Project 2

Question 1

Describe continuous, ordinal and nominal data. Provide examples of each. Describe a model of your own construction that incorporates variables of each type of data. You are perfectly welcome to describe your model using english rather than mathematical notation if you prefer. Include hypothetical variables that represent your features and target.

Continous data: can take on any numerical value and can be broken down into parts and retain its significance (like meters to milimeters). Examples could be time in seconds, weight of an object, etc…

Ordinal data: variables have numerical values and are ranked. Here the order of variables matters, but not the magnitudes of their differences (thus cannot be further subdivided). Examples would include a 1-5 feeling thermometer data (Not likely at all to Very likely) or education level.

Nominal data: variables represent categories that cannot be intrinsically ordered and do not have value. Examples would include favorite type of hat or type of dog.

A model that would include all of these data types is measuring the fuel efficiency of cars.

Fuel efficiency (target/dependent variable) and factors like produced horsepower would be continous
Number of doors or type of drivetrain (4WD, AWD, Front and Rear wheel drive) would be ordinal
Body type (sedan, SUV, coupe) or manufacturer would be nominal

Question 2

Symmetric Data

In the beta distrobution the alpha and beta parameters are both equal, which gives you a mean and median value of around the 50th percentile
Left Skewed Data
Here the alpha value is 50.0 and the beta is 5.0, which makes the data left tailed (the mean is less than the median)
Right Skewed Data
Here the alpha value is 5.0 and the beta is 50.0, which makes the data right tailed (the mean is greater than the median)

Question 3

Which of the two resulting plots best communicates the change in life expectancy amongst all of these countries from 1952 to 2007?

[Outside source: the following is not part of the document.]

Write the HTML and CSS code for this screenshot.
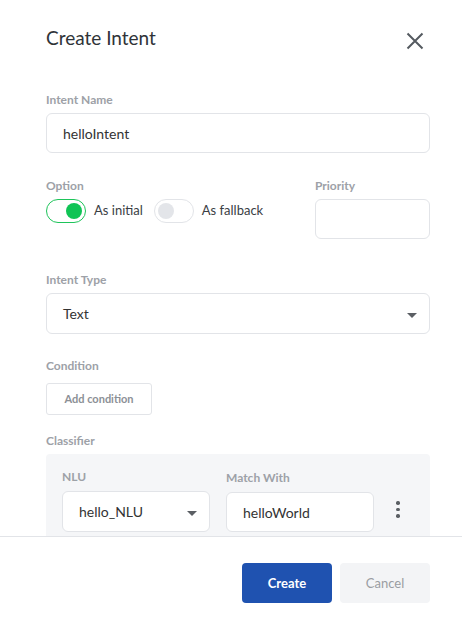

Below are two histograms representing life expectancy by number of nations from the years 1952 and 2007 from our gampminder dataset.

CorrLifeExpHist1

min_year = df['year'].min()
max_year = df['year'].max()
min_pop = df['lifeExp'].min()
max_pop = df['lifeExp'].max()
n_bins = 10
my_bins = np.linspace(min_pop, max_pop, n_bins + 1)
my_bins2 = np.linspace(np.log10(min_pop), np.log10(max_pop), n_bins + 1)
idx_min_year = df['year'] == min_year
idx_max_year = df['year'] == max_year
df_min_year = df[idx_min_year]
df_max_year = df[idx_max_year]

#Create histogram
plt.figure(figsize=(8,8))
plt.hist(df_min_year['lifeExp'], rwidth = 0.85, label = 1952, bins = my_bins, alpha = 0.5, color = 'firebrick')
plt.hist(df_max_year['lifeExp'], rwidth = 0.85, label = 1952, bins = my_bins, alpha = 0.5, color = 'steelblue')
plt.xlabel("Life Expectancy", fontsize = 16)
plt.ylabel("Number of countries", fontsize = 16)
plt.legend(loc = 'upper left', fontsize = 16)
plt.savefig('LifeExpHist1.png', bbox_inches='tight')
plt.show()

CorrLifeExpHist2

#Create histogram with a logarithmic transformation

plt.figure(figsize=(8,8))
plt.hist(np.log10(df_min_year['lifeExp']), rwidth = 0.85, label = 1952, bins = my_bins, alpha = 0.5, color = 'firebrick')
plt.hist(np.log10(df_max_year['lifeExp']), rwidth = 0.85, label = 1952, bins = my_bins, alpha = 0.5, color = 'steelblue')
plt.xlabel("$\log_{10} Life Expectancy$", fontsize = 16)
plt.ylabel("Number of countries", fontsize = 16)
plt.legend(loc = 'upper left', fontsize = 16)
plt.savefig('LifeExpHist2.png', bbox_inches='tight')
plt.show()

Here we can see both charts show similar information. I personally prefer the original, non-transformed, chart. This is because we do not loose the quantitative data on the X-axis, as the years are still present. This data doe not contain a large tail or outliers, and thus I do not see an added benefit of a logarithmic transformation.

Question 4

Which of the two resulting box and whiskers plots best communicates the change in population amongst all of these countries from 1952 to 2007?

Here we have two box and whisker plots for population by year. The unaltered one has data that is too spread out to read effectively on the Y-axis. To resolve this, the second plot has undergone a log transformation on population which visually compacts the Y-axis and allows us to make proper comparasons between each of the boxes between years.

PopBox1

#Create a box and whisker plot in SeaBorn

plt.figure(figsize=(8, 8))
sns.boxplot(x=data['year'], y=data['pop'], color='darkcyan')
plt.ylabel('Population (Billions)', fontsize = 16)
plt.xlabel('Year', fontsize = 16)
plt.savefig('PopBox1.png', bbox_inches='tight')
plt.show()

PopBox2

#Create a box and whisker plot in SeaBorn using a log transformation

plt.figure(figsize=(8, 8))
sns.boxplot(x=data['year'], y=np.log10(data['pop']), color='darkcyan')
plt.ylabel('$\log_{10}$ Population (Billions)', fontsize = 16)
plt.xlabel('Year', fontsize = 16)
plt.savefig('PopBox2.png', bbox_inches='tight')
plt.show()